> **Exercise requirements**
Gather all lines with the word "that" in them.

***

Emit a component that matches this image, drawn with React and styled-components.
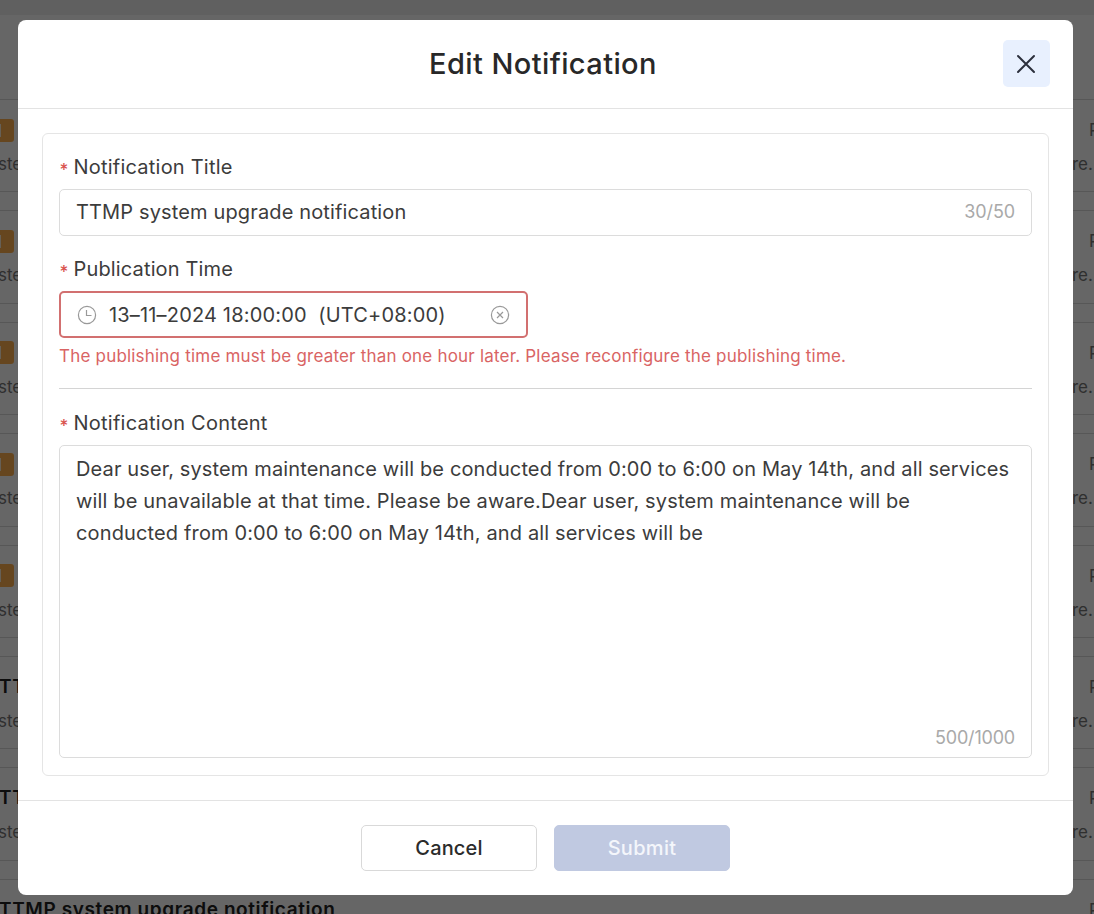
import React from "react";
import styled, { createGlobalStyle } from "styled-components";

const GlobalStyle = createGlobalStyle`
  *, *::before, *::after { box-sizing: border-box; }
  body {
    margin: 0;
    overflow: hidden;
    font-family: Inter, "Liberation Sans", sans-serif;
    font-weight: 400;
    color: #3c3c3c;
  }
  button, input, textarea { font-family: inherit; }
`;

const Page = styled.div`
  position: relative;
  width: 1094px;
  height: 914px;
  overflow: hidden;
  background: #fff;
`;

const TopBar = styled.div`
  height: 15px;
  background: #f0f0f0;
`;

const CardList = styled.div`
  display: flex;
  flex-direction: column;
  gap: 18px;
  padding-top: 84px;
`;

const Card = styled.div`
  flex: none;
  height: 93.4px;
  border-top: 1px solid #d9d9d9;
  border-bottom: 1px solid #d9d9d9;
  white-space: nowrap;
`;

const CardRow = styled.div`
  display: flex;
  justify-content: space-between;
  align-items: center;
  height: ${(p) => p.$height}px;
  margin-top: ${(p) => p.$top}px;
  font-size: 17px;
  line-height: 24px;
  color: #777;
`;

const CardTitle = styled.span`
  margin-left: -1px;
  font-size: 19px;
  font-weight: 600;
  letter-spacing: 0.6px;
  color: #222;
`;

const Badge = styled.span`
  width: 14px;
  height: 23px;
  border-radius: 0 3px 3px 0;
  background: linear-gradient(#fff0d8, #fff0d8) left center / 1px 13px no-repeat #ffb04e;
`;

const CardDetail = styled.span`
  width: ${(p) => p.$width}px;
  margin-left: ${(p) => p.$shift || 0}px;
`;

const Mask = styled.div`
  position: absolute;
  inset: 0;
  display: flex;
  align-items: flex-start;
  padding: 20px 0 0 18px;
  background: rgba(0, 0, 0, 0.6);
`;

const Dialog = styled.section`
  display: flex;
  flex-direction: column;
  width: 1055px;
  height: 875px;
  border-radius: 8px;
  background: #fff;
`;

const DialogHeader = styled.header`
  display: grid;
  grid-template-columns: 47px 1fr 47px;
  align-items: center;
  height: 89px;
  padding: 0 23px 1px;
  border-bottom: 1px solid #e3e3e3;
`;

const DialogTitle = styled.h1`
  grid-column: 2;
  margin: 1px 5px 0 0;
  text-align: center;
  font-size: 29px;
  font-weight: 500;
  line-height: 40px;
  letter-spacing: ${(p) => p.$track}px;
  color: #282828;
`;

const CloseButton = styled.button`
  display: flex;
  align-items: center;
  justify-content: center;
  width: 47px;
  height: 47px;
  padding: 0 1px 0 0;
  border: 0;
  border-radius: 5px;
  background: #e8f0fe;
`;

const DialogBody = styled.div`
  flex: 1;
  padding: 24px 24px 24px;
`;

const Panel = styled.div`
  display: flex;
  flex-direction: column;
  height: 643px;
  padding: 18px 16px 17px 16px;
  border: 1px solid #e5e5e5;
  border-radius: 6px;
`;

const Label = styled.label`
  display: flex;
  align-items: center;
  gap: 5px;
  height: 30px;
  margin-top: ${(p) => p.$top || 0}px;
  padding-left: 0.5px;
  font-size: 20px;
  letter-spacing: ${(p) => p.$track}px;
`;

const Star = styled.span`
  width: 9px;
  padding-top: 6px;
  font-size: 17px;
  font-weight: 500;
  line-height: 20px;
  letter-spacing: 0;
  color: #d9534f;
`;

const Field = styled.div`
  display: flex;
  align-items: center;
  width: ${(p) => p.$width || "100%"};
  height: 47px;
  margin-top: ${(p) => p.$top}px;
  padding: 0 16px ${(p) => (p.$error ? 0 : 1)}px;
  border: ${(p) => (p.$error ? "2px solid #d27070" : "1px solid #dcdcdc")};
  border-radius: 5px;
`;

const Value = styled.span`
  flex: 1;
  font-size: 20px;
  line-height: 30px;
  letter-spacing: ${(p) => p.$track}px;
  white-space: pre;
`;

const Count = styled.span`
  font-size: 18px;
  line-height: 24px;
  letter-spacing: ${(p) => p.$track}px;
  color: #a9a9a9;
`;

const ClockIcon = styled.svg`
  flex: none;
  margin-right: 12px;
`;

const ErrorText = styled.p`
  margin: 4px 0 0;
  font-size: 17px;
  line-height: 28px;
  letter-spacing: ${(p) => p.$track}px;
  white-space: nowrap;
  color: #d96464;
`;

const Divider = styled.hr`
  width: 100%;
  height: 1px;
  margin: 18px 0 0;
  border: 0;
  background: #d4d4d4;
`;

const TextArea = styled.div`
  display: flex;
  flex-direction: column;
  justify-content: space-between;
  height: 313px;
  margin-top: 7px;
  padding: 7px 16px 7px;
  border: 1px solid #dcdcdc;
  border-radius: 5px;
`;

const Lines = styled.div`
  font-size: 20px;
  line-height: 32.2px;
  white-space: nowrap;
`;

const Line = styled.div`
  letter-spacing: ${(p) => p.$track}px;
`;

const CountRow = styled.div`
  display: flex;
  justify-content: flex-end;
`;

const DialogFooter = styled.footer`
  display: flex;
  justify-content: center;
  gap: 17px;
  height: 95px;
  padding: 24px 0 0;
  border-top: 1px solid #e3e3e3;
`;

const Button = styled.button`
  width: 176px;
  height: 46px;
  padding: 0 0 1px;
  border: 1px solid ${(p) => (p.$primary ? "#c0c9e1" : "#d9d9d9")};
  border-radius: 5px;
  background: ${(p) => (p.$primary ? "#c0c9e1" : "#fff")};
  font-size: 20px;
  font-weight: 500;
  letter-spacing: ${(p) => p.$track}px;
  color: ${(p) => (p.$primary ? "#f4f6fb" : "#2b2b2b")};
`;

const rows = [true, true, true, true, true, false, false, false];

export default function App() {
  return (
    <>
      <GlobalStyle />
      <Page>
        <TopBar />
        <CardList>
          {rows.map((tagged, i) => (
            <Card key={i}>
              <CardRow $height={24} $top={18}>
                {tagged ? <Badge /> : <CardTitle>TTMP system upgrade notification</CardTitle>}
                <CardDetail $width={5}>P</CardDetail>
              </CardRow>
              <CardRow $height={24} $top={10}>
                <CardDetail $shift={-2}>ste</CardDetail>
                <CardDetail $width={22}>re.</CardDetail>
              </CardRow>
            </Card>
          ))}
        </CardList>
        <Mask>
          <Dialog>
            <DialogHeader>
              <DialogTitle $track={0.4}>Edit Notification</DialogTitle>
              <CloseButton aria-label="Close">
                <svg width="20" height="20" viewBox="0 0 20 20" fill="none" stroke="#2b2f3c" strokeWidth="2" strokeLinecap="round">
                  <path d="M2 2 L18 18 M18 2 L2 18" />
                </svg>
              </CloseButton>
            </DialogHeader>
            <DialogBody>
              <Panel>
                <Label $track={0.22}><Star>*</Star>Notification Title</Label>
                <Field $top={7}>
                  <Value $track={0.14}>TTMP system upgrade notification</Value>
                  <Count $track={-0.1}>30/50</Count>
                </Field>
                <Label $top={18} $track={0.15}><Star>*</Star>Publication Time</Label>
                <Field $top={7} $width="469px" $error>
                  <ClockIcon width="20" height="20" viewBox="0 0 20 20" fill="none" stroke="#999" strokeWidth="1.2">
                    <circle cx="10" cy="10" r="8.6" />
                    <path d="M9.5 5 V10.5 H14.5" />
                  </ClockIcon>
                  <Value $track={0.17}>{"13–11–2024 18:00:00  (UTC+08:00)"}</Value>
                  <svg width="20" height="20" viewBox="0 0 20 20" fill="none" stroke="#999" strokeWidth="1.2">
                    <circle cx="10" cy="10" r="8.6" />
                    <path d="M7 7 L13 13 M13 7 L7 13" />
                  </svg>
                </Field>
                <ErrorText $track={0.2}>The publishing time must be greater than one hour later. Please reconfigure the publishing time.</ErrorText>
                <Divider />
                <Label $top={19} $track={0.25}><Star>*</Star>Notification Content</Label>
                <TextArea>
                  <Lines>
                    <Line $track={0.13}>Dear user, system maintenance will be conducted from 0:00 to 6:00 on May 14th, and all services</Line>
                    <Line $track={0.16}>will be unavailable at that time. Please be aware.Dear user, system maintenance will be</Line>
                    <Line $track={0.14}>conducted from 0:00 to 6:00 on May 14th, and all services will be</Line>
                  </Lines>
                  <CountRow><Count $track={-0.2}>500/1000</Count></CountRow>
                </TextArea>
              </Panel>
            </DialogBody>
            <DialogFooter>
              <Button $track={0.15}>Cancel</Button>
              <Button $primary $track={0.3}>Submit</Button>
            </DialogFooter>
          </Dialog>
        </Mask>
      </Page>
    </>
  );
}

***

> **Task answer**
Emit a component that matches this image, drawn with React and styled-components.
                    <Line $track={0.16}>will be unavailable at that time. Please be aware.Dear user, system maintenance will be</Line>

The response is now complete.